**What you have to do:** Answer with a single number: the count of lines that hold "components".

**Data shown:**
....

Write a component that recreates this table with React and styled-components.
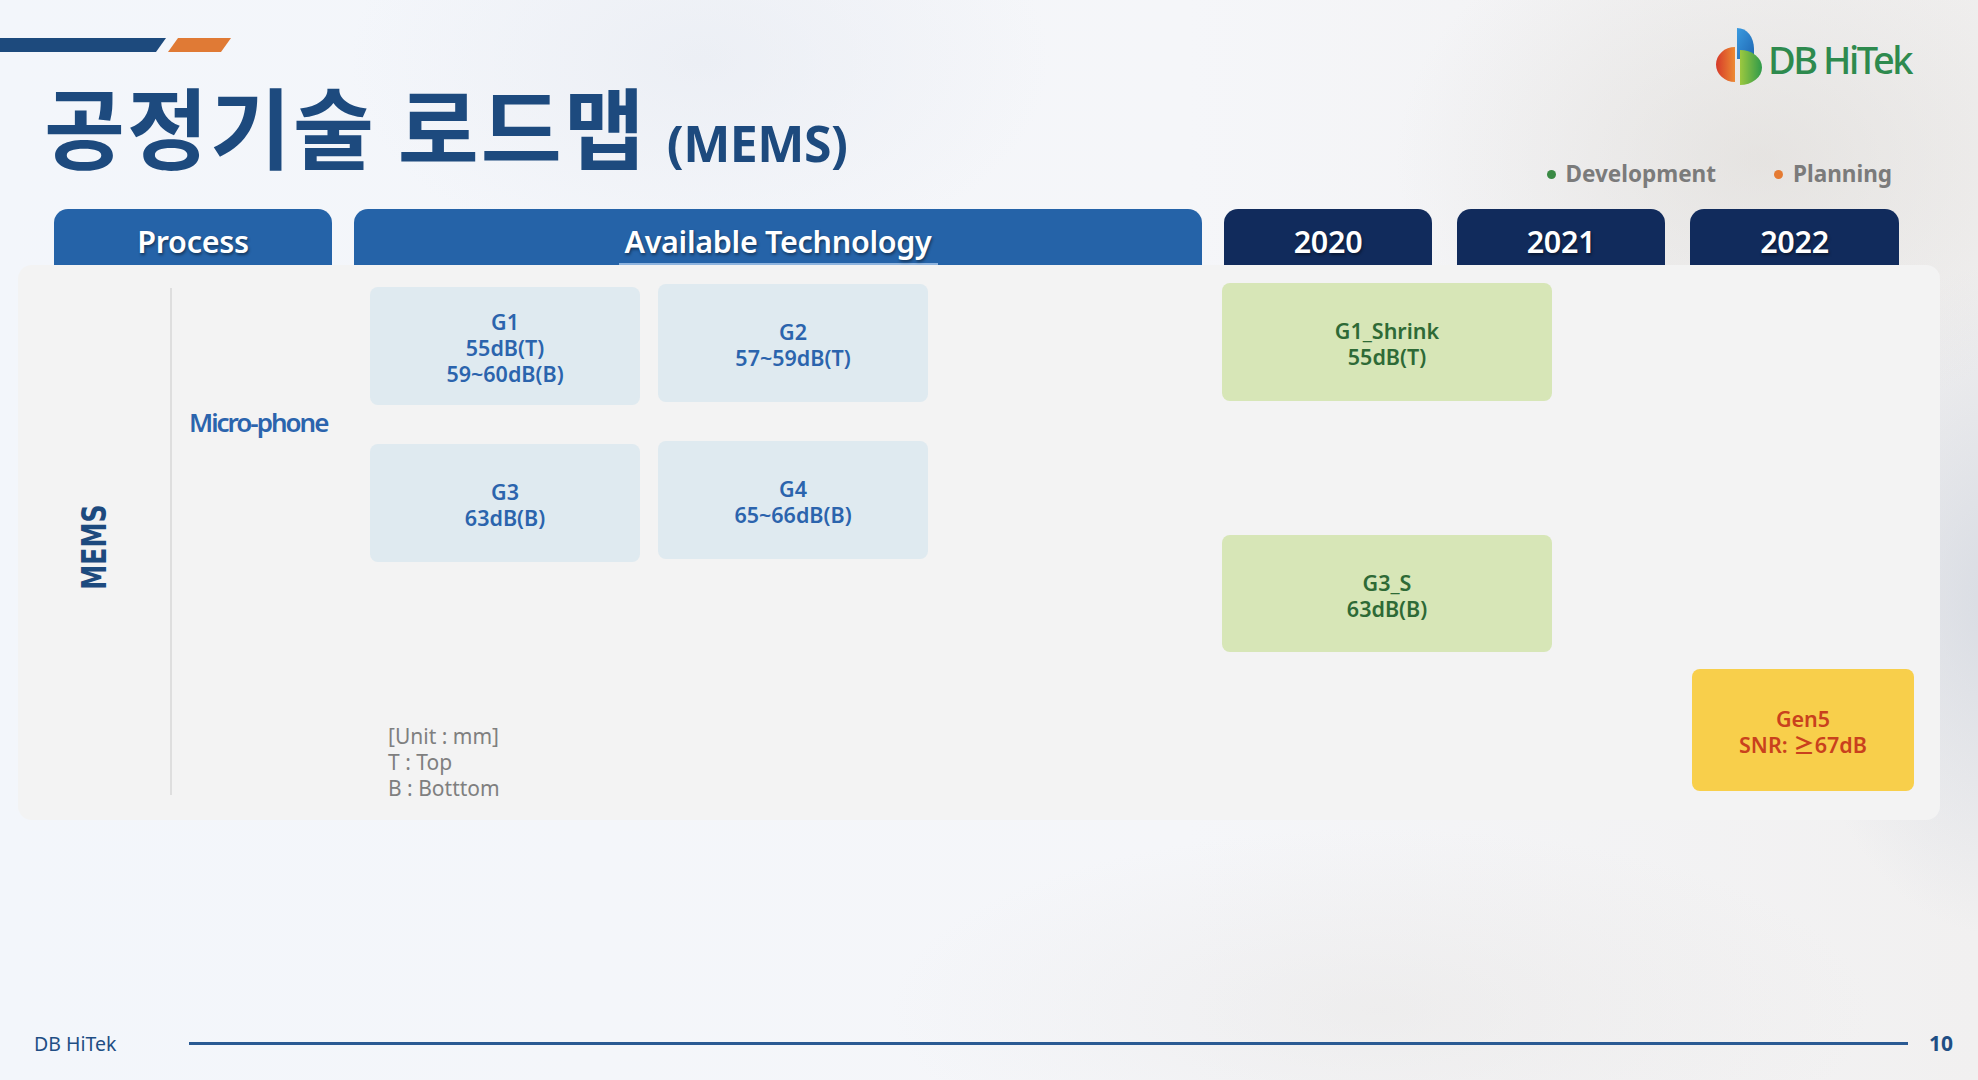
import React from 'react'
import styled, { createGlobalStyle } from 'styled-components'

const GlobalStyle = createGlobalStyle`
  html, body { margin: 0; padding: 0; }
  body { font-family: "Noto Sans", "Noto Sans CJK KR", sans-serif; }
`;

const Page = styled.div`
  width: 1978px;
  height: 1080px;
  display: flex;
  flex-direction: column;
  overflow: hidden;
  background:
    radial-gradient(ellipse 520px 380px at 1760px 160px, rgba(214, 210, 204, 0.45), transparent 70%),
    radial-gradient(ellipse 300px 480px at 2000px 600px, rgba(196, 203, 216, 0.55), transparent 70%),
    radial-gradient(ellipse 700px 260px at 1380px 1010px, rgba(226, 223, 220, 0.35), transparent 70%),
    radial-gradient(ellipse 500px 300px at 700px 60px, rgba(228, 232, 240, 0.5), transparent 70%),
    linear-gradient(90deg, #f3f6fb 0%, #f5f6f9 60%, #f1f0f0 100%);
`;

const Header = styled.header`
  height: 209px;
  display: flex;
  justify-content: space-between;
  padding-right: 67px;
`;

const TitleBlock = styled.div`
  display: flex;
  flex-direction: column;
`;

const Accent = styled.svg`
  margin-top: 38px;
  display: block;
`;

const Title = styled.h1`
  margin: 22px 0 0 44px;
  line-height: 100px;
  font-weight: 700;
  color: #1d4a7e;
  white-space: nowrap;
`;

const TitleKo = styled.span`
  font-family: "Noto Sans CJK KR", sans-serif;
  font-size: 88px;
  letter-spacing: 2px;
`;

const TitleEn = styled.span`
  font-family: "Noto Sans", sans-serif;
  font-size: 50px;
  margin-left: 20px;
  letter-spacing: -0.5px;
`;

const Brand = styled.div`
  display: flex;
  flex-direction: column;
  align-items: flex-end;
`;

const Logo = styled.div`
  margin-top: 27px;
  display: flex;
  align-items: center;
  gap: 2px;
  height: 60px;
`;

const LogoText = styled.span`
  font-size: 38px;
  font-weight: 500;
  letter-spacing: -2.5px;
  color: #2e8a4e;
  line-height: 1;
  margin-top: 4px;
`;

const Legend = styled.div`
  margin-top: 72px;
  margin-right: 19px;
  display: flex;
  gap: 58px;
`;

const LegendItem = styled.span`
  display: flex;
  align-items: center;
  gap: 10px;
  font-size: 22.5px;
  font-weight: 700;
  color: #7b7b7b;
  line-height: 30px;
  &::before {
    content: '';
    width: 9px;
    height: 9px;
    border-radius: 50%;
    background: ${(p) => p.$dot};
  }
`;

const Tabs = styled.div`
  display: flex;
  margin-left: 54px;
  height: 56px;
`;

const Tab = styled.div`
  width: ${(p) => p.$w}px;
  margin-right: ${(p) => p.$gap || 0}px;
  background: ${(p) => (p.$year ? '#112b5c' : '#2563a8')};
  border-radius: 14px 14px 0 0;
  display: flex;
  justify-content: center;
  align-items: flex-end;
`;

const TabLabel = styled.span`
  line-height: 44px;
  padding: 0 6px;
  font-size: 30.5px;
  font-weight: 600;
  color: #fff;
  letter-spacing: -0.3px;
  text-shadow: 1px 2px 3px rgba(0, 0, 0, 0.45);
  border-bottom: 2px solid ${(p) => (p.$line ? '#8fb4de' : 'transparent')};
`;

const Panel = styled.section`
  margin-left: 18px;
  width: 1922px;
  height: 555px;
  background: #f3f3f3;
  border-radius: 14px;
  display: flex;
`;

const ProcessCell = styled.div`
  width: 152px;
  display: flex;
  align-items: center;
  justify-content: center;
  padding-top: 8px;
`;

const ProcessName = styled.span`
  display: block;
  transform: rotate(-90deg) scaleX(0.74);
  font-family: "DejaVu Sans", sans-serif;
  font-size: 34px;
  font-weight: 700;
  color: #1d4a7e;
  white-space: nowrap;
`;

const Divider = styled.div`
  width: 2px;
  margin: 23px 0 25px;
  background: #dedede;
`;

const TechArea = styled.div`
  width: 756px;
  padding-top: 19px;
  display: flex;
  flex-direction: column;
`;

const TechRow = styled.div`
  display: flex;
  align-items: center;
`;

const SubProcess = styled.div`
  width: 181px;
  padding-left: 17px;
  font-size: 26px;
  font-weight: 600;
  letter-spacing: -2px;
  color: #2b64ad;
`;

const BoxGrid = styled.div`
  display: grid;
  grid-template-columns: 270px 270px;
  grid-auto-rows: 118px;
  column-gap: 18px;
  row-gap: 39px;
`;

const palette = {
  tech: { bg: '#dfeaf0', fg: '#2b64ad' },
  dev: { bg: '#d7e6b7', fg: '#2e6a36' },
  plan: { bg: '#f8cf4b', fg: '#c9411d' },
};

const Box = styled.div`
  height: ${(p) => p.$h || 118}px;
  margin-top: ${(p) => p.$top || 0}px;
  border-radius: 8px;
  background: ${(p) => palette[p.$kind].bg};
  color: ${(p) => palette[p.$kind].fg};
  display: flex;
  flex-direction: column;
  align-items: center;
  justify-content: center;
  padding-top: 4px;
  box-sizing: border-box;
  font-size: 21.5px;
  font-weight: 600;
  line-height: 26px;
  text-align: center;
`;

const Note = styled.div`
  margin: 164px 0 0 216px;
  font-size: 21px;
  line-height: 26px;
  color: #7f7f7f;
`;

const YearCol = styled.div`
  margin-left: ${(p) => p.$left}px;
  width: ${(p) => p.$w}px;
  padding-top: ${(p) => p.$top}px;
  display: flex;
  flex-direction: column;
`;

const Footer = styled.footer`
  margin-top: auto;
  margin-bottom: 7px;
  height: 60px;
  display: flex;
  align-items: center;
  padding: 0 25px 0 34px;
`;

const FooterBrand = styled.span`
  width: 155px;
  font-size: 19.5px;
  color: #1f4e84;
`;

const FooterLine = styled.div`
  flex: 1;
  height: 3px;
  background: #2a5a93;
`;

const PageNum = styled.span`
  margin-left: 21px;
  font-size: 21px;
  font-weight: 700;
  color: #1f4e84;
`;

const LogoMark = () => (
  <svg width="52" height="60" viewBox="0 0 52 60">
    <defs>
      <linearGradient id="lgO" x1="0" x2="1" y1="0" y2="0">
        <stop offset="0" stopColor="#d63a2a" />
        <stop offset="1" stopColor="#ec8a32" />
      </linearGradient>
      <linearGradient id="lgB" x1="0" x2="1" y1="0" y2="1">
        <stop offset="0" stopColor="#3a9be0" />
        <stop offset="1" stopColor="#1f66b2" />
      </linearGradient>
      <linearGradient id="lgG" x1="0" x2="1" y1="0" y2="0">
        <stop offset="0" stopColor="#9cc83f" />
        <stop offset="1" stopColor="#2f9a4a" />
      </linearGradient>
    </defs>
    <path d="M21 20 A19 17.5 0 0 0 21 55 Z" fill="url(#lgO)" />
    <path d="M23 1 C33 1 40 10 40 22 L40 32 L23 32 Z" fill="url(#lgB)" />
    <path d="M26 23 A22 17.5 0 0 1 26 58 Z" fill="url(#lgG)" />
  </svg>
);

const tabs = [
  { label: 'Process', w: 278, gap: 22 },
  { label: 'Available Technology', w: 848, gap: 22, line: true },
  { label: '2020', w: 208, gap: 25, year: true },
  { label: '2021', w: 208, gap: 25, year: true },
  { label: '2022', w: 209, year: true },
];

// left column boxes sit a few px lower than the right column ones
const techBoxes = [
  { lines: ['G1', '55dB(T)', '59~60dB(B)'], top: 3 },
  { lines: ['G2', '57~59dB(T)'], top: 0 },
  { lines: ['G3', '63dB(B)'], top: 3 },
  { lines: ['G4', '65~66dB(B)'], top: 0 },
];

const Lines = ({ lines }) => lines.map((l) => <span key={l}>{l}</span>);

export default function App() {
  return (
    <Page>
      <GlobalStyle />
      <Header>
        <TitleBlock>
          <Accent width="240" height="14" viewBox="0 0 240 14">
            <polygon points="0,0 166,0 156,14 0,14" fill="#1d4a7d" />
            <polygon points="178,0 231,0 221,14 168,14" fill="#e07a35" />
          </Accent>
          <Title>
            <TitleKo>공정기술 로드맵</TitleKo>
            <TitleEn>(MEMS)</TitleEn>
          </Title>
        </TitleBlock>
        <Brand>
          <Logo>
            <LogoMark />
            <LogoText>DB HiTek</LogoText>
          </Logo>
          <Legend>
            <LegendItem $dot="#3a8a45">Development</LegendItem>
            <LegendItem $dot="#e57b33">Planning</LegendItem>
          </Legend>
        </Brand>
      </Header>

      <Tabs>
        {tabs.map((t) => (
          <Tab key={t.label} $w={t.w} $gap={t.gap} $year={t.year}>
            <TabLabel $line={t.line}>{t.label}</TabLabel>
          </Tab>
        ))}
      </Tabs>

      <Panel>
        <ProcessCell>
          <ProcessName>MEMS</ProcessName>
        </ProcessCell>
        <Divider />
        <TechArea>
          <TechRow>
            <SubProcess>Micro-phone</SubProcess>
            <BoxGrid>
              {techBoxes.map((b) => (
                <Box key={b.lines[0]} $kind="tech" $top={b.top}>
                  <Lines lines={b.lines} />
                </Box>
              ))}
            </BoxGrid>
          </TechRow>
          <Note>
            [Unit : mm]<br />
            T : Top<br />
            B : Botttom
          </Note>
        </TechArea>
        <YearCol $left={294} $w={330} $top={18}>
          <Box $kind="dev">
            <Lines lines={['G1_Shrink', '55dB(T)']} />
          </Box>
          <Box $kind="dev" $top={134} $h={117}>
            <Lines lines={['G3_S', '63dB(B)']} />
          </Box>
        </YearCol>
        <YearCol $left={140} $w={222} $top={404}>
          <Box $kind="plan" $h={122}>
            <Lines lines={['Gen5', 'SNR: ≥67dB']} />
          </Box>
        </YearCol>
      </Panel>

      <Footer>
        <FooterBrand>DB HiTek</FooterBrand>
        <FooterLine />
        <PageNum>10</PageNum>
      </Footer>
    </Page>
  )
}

....

**Exercise solution:** 2